Nach dem Tod ihres Mannes sammelte Marianne Langen weiter: Und als sie die Sammlung auch gerne im Rheinland zeigen wollte, kam sie mit dem Hombroich-Gründer Karl-Heinrich Müller ins Gespräch. Einen freien Pavillon habe er ihr zwar nicht anbieten können, dafür aber die Skizze von Tadao Ando, einem Modell, das bislang noch keinen Bauherren hatte. „Er baut nicht für jeden“, hat Sabine Langen-Crasemann gesagt, und so ging es erst einmal um ein persönliches Kennenlernen, an dessen Ende die Zusage stand. Dieses Gebäude neben der Neusser Raketenstation lockt nicht nur Kunstliebhaber an, sondern auch Architektur-Interessierte.
Bei der Grundsteinlegung war Marianne Langen noch dabei, damals ließ sie ein rosafarbenes Plüschschwein als Zeitkapsel unter die Erde reisen.

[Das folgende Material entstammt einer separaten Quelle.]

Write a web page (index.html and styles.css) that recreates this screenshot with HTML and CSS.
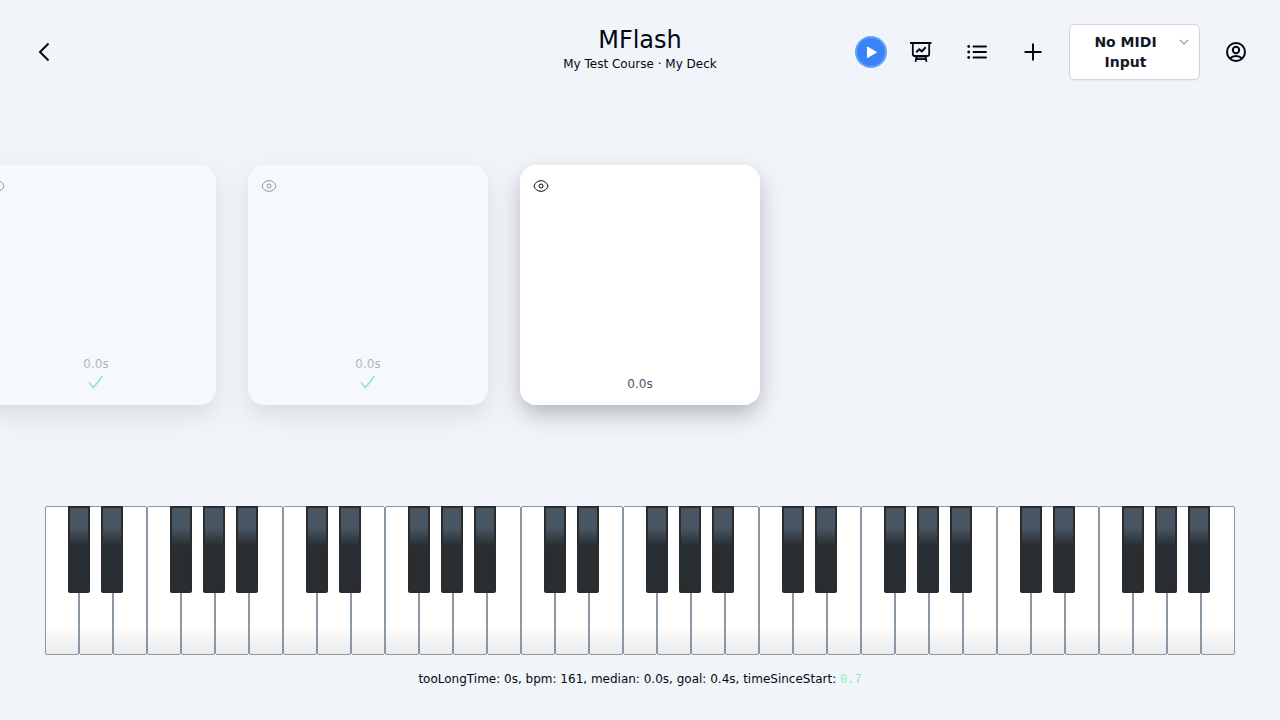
FILE: index.html
```html
<!DOCTYPE html>
<html lang="en">
<head>
<meta charset="utf-8">
<meta name="viewport" content="width=device-width, initial-scale=1">
<title>MFlash</title>
<link rel="stylesheet" href="styles.css">
</head>
<body>
<header class="topbar">
  <div class="topbar-start">
    <a class="icon-button" href="#" aria-label="Back">
      <svg width="24" height="24" viewBox="0 0 24 24" fill="none" stroke="currentColor" stroke-width="2"><path d="M16.500 3.500 8 12l8.500 8.500"/></svg>
    </a>
  </div>
  <div class="titles">
    <h1 class="title">MFlash</h1>
    <p class="subtitle">My Test Course · My Deck</p>
  </div>
  <div class="topbar-end">
    <button class="play-button" type="button" aria-label="Play">
      <svg width="28" height="28" viewBox="0 0 28 28" fill="#fff" stroke="#fff" stroke-width="1" stroke-linejoin="round"><path d="M10.500 9v10.500l9-5.250z"/></svg>
    </button>
    <button class="icon-button" type="button" aria-label="Statistics">
      <svg width="24" height="24" viewBox="0 0 24 24" fill="none" stroke="currentColor" stroke-width="2"><path d="M1 3h21.500"/><path d="M3.800 3v11a2 2 0 0 0 2 2h12.400a2 2 0 0 0 2-2V3" stroke-width="1.800"/><path d="m7.300 12.300 3-3 2.500 2 4-4"/><path d="m7.500 16.500-1 5.300M16.500 16.500l1 5.300M7 19.200h10" stroke-width="1.800"/><path d="M8 16.500h8v2H8z" fill="currentColor" fill-opacity=".5" stroke="none"/></svg>
    </button>
    <button class="icon-button" type="button" aria-label="List">
      <svg width="24" height="24" viewBox="0 0 24 24" fill="none" stroke="currentColor" stroke-width="2"><path d="M8.500 6.500H21M8.500 12H21M8.500 17.500H21" stroke-linecap="round"/><g fill="currentColor" stroke="none"><circle cx="3.700" cy="6.500" r="1.400"/><circle cx="3.700" cy="12" r="1.400"/><circle cx="3.700" cy="17.500" r="1.400"/></g></svg>
    </button>
    <button class="icon-button" type="button" aria-label="Add">
      <svg width="24" height="24" viewBox="0 0 24 24" fill="none" stroke="currentColor" stroke-width="2"><path d="M12 3.500v17M3.500 12h17"/></svg>
    </button>
    <button class="midi-button" type="button" aria-haspopup="listbox">
      <span class="midi-label">No MIDI Input</span>
      <svg class="midi-chevron" width="10" height="20" viewBox="0 0 10 20" fill="none" stroke="currentColor" stroke-width="1.300"><path d="m1 8 4 4 4-4"/></svg>
    </button>
    <button class="icon-button" type="button" aria-label="Account">
      <svg width="24" height="24" viewBox="0 0 24 24" fill="none" stroke="currentColor" stroke-width="2"><circle cx="12" cy="12" r="9"/><circle cx="12" cy="10" r="3.200"/><path d="M6 18.500q2.300-2.500 6-2.500t6 2.500"/></svg>
    </button>
  </div>
</header>

<main class="stage">
  <section class="cards" aria-label="Cards">
    <article class="card card-done">
      <button class="eye-button" type="button" aria-label="Show card"><svg width="16" height="16" viewBox="0 0 16 16" fill="none" stroke="currentColor"><path d="M1 8C2.200 4.500 4.700 2.700 8 2.700S13.800 4.500 15 8C13.800 11.500 11.300 13.300 8 13.300S2.200 11.500 1 8z"/><circle cx="8" cy="8" r="2"/></svg></button>
      <div class="card-result">
        <span>0.0s</span>
        <svg class="check" width="18" height="18" viewBox="-1 0 18 18" fill="none" stroke="currentColor" stroke-width="1.600"><path d="m1 8.500 4.500 5L14.500 2"/></svg>
      </div>
    </article>
    <article class="card card-done">
      <button class="eye-button" type="button" aria-label="Show card"><svg width="16" height="16" viewBox="0 0 16 16" fill="none" stroke="currentColor"><path d="M1 8C2.200 4.500 4.700 2.700 8 2.700S13.800 4.500 15 8C13.800 11.500 11.300 13.300 8 13.300S2.200 11.500 1 8z"/><circle cx="8" cy="8" r="2"/></svg></button>
      <div class="card-result">
        <span>0.0s</span>
        <svg class="check" width="18" height="18" viewBox="-1 0 18 18" fill="none" stroke="currentColor" stroke-width="1.600"><path d="m1 8.500 4.500 5L14.500 2"/></svg>
      </div>
    </article>
    <article class="card">
      <button class="eye-button" type="button" aria-label="Show card"><svg width="16" height="16" viewBox="0 0 16 16" fill="none" stroke="currentColor"><path d="M1 8C2.200 4.500 4.700 2.700 8 2.700S13.800 4.500 15 8C13.800 11.500 11.300 13.300 8 13.300S2.200 11.500 1 8z"/><circle cx="8" cy="8" r="2"/></svg></button>
      <div class="card-result"><span>0.0s</span></div>
    </article>
  </section>
</main>

<footer class="dock">
  <div class="piano" role="group" aria-label="Piano">
    <div class="octave">
      <button class="white" aria-label="C2"></button><button class="white" aria-label="D2"></button><button class="white" aria-label="E2"></button><button class="white" aria-label="F2"></button><button class="white" aria-label="G2"></button><button class="white" aria-label="A2"></button><button class="white" aria-label="B2"></button>
      <div class="blacks"><button class="black" aria-label="C sharp 2"></button><button class="black" aria-label="D sharp 2"></button><button class="black" aria-label="F sharp 2"></button><button class="black" aria-label="G sharp 2"></button><button class="black" aria-label="A sharp 2"></button></div>
    </div>
    <div class="octave">
      <button class="white" aria-label="C3"></button><button class="white" aria-label="D3"></button><button class="white" aria-label="E3"></button><button class="white" aria-label="F3"></button><button class="white" aria-label="G3"></button><button class="white" aria-label="A3"></button><button class="white" aria-label="B3"></button>
      <div class="blacks"><button class="black" aria-label="C sharp 3"></button><button class="black" aria-label="D sharp 3"></button><button class="black" aria-label="F sharp 3"></button><button class="black" aria-label="G sharp 3"></button><button class="black" aria-label="A sharp 3"></button></div>
    </div>
    <div class="octave">
      <button class="white" aria-label="C4"></button><button class="white" aria-label="D4"></button><button class="white" aria-label="E4"></button><button class="white" aria-label="F4"></button><button class="white" aria-label="G4"></button><button class="white" aria-label="A4"></button><button class="white" aria-label="B4"></button>
      <div class="blacks"><button class="black" aria-label="C sharp 4"></button><button class="black" aria-label="D sharp 4"></button><button class="black" aria-label="F sharp 4"></button><button class="black" aria-label="G sharp 4"></button><button class="black" aria-label="A sharp 4"></button></div>
    </div>
    <div class="octave">
      <button class="white" aria-label="C5"></button><button class="white" aria-label="D5"></button><button class="white" aria-label="E5"></button><button class="white" aria-label="F5"></button><button class="white" aria-label="G5"></button><button class="white" aria-label="A5"></button><button class="white" aria-label="B5"></button>
      <div class="blacks"><button class="black" aria-label="C sharp 5"></button><button class="black" aria-label="D sharp 5"></button><button class="black" aria-label="F sharp 5"></button><button class="black" aria-label="G sharp 5"></button><button class="black" aria-label="A sharp 5"></button></div>
    </div>
    <div class="octave">
      <button class="white" aria-label="C6"></button><button class="white" aria-label="D6"></button><button class="white" aria-label="E6"></button><button class="white" aria-label="F6"></button><button class="white" aria-label="G6"></button><button class="white" aria-label="A6"></button><button class="white" aria-label="B6"></button>
      <div class="blacks"><button class="black" aria-label="C sharp 6"></button><button class="black" aria-label="D sharp 6"></button><button class="black" aria-label="F sharp 6"></button><button class="black" aria-label="G sharp 6"></button><button class="black" aria-label="A sharp 6"></button></div>
    </div>
  </div>
  <p class="stats">tooLongTime: 0s, bpm: 161, median: 0.0s, goal: 0.4s, timeSinceStart: <span class="elapsed">0.7</span></p>
</footer>
</body>
</html>
```
FILE: styles.css
```css
* { box-sizing: border-box; }

body {
  margin: 0;
  min-height: 100vh;
  display: flex;
  flex-direction: column;
  overflow-x: hidden;
  background: #f1f5f9;
  color: #030712;
  font-family: "DejaVu Sans", sans-serif;
  font-size: 12px;
  line-height: 16px;
}

h1, p { margin: 0; }

button {
  margin: 0;
  padding: 0;
  border: 0;
  background: none;
  color: inherit;
  font: inherit;
  cursor: pointer;
}

svg { display: block; }

.topbar {
  display: grid;
  grid-template-columns: 1fr auto 1fr;
  align-items: center;
  padding: 24px;
}

.topbar-start { display: flex; }

.titles {
  align-self: start;
  text-align: center;
}

.title {
  font-size: 24px;
  line-height: 32px;
  font-weight: 400;
}

.topbar-end {
  display: flex;
  align-items: center;
  justify-content: flex-end;
  gap: 16px;
}

.icon-button {
  display: flex;
  padding: 8px;
  color: inherit;
}

.play-button {
  border-radius: 50%;
  background: #3b82f6;
  box-shadow: 0 0 0 2px #60a5fa;
}

.midi-button {
  display: flex;
  align-items: flex-start;
  gap: 13px;
  padding: 7px 10px 7px 15px;
  border: 1px solid #d1d5db;
  border-radius: 6px;
  background: #fff;
  box-shadow: 0 1px 2px rgba(0, 0, 0, 0.05);
  color: #111827;
  font-size: 14px;
  line-height: 20px;
  font-weight: 700;
}

.midi-label { width: 81px; }

.midi-chevron { color: #9ca3af; }

.stage {
  flex: 1;
  display: flex;
  flex-direction: column;
  justify-content: center;
  padding: 40px 0 80px;
}

.cards {
  display: flex;
  justify-content: flex-end;
  gap: 32px;
  padding-right: calc(50% - 120px);
}

.card {
  flex: none;
  display: flex;
  flex-direction: column;
  justify-content: space-between;
  width: 240px;
  height: 240px;
  padding: 12px 12px 13px;
  border-radius: 16px;
  background: #fff;
  box-shadow: 0 10px 24px -2px rgba(0, 0, 0, 0.28);
}

.card-done {
  opacity: 0.4;
  background: #fcffff;
}

.eye-button {
  align-self: flex-start;
  padding: 1px;
}

.card-result {
  display: flex;
  flex-direction: column;
  align-items: center;
  gap: 2px;
  color: #4b5563;
}

.check { color: #16cc58; }

.dock {
  display: flex;
  flex-direction: column;
  gap: 16px;
  padding: 0 45px 32px;
}

.piano { display: flex; }

.octave {
  position: relative;
  flex: 1;
  display: flex;
}

.white {
  flex: 1;
  height: 149px;
  border: 1px solid #8a98a5;
  border-radius: 2px;
  background: linear-gradient(#fff 80%, #ececec);
}

.blacks {
  position: absolute;
  inset: 0 0 auto;
  display: grid;
  grid-template-columns: 23fr 22fr 11fr 22fr 47fr 22fr 11fr 22fr 11fr 22fr 25fr;
}

.black {
  height: 87px;
  border: 2px solid #2b2b2b;
  border-radius: 0 0 2px 2px;
  background: linear-gradient(#485663 24%, #282d31 46%);
}

.black:nth-child(1) { grid-column: 2; }
.black:nth-child(2) { grid-column: 4; }
.black:nth-child(3) { grid-column: 6; }
.black:nth-child(4) { grid-column: 8; }
.black:nth-child(5) { grid-column: 10; }

.stats { text-align: center; }

.elapsed {
  color: #86efac;
  font-family: "Liberation Mono", monospace;
}
```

Die Fertigstellung sollte sie nicht mehr erleben, und so galt es für Tochter Sabine LangenCrasemann und Enkelin Karla Zerressen, die inzwischen die Langen Foundation leitet, sich in die Rolle hineinzufinden.
Sie wollen die Sammlung von Marianne und Viktor Langen zu einem Ort für Kunst ohne Berührungsängste machen und Kunst für alle anbieten. „Das betrifft auch Menschen, die bisher keine Verbindung zur Kunst hatten“, sagt Langen-Crasemann. Denn so sind sie und ihre beiden Geschwister selbst aufgewachsen: In ihren Wohnhäusern in Meerbusch und Ascona lebten sie inmitten der Kunstwerke der Eltern – regelmäßig wurden sie ausgetauscht und dabei durften auch die Kinder helfen, um ihre Lieblingswerke in Szene zu setzen.
Viktor Langen veranstaltete regelmäßig Hauskonzerte, spielte mitunter selbst am Flügel und lud zu Diskussionsabenden mit Wissenschaftlern, Philosophen und Kulturschaffenden ein. Auch diese Erlebnisse werden in der Langen Foundation gepflegt.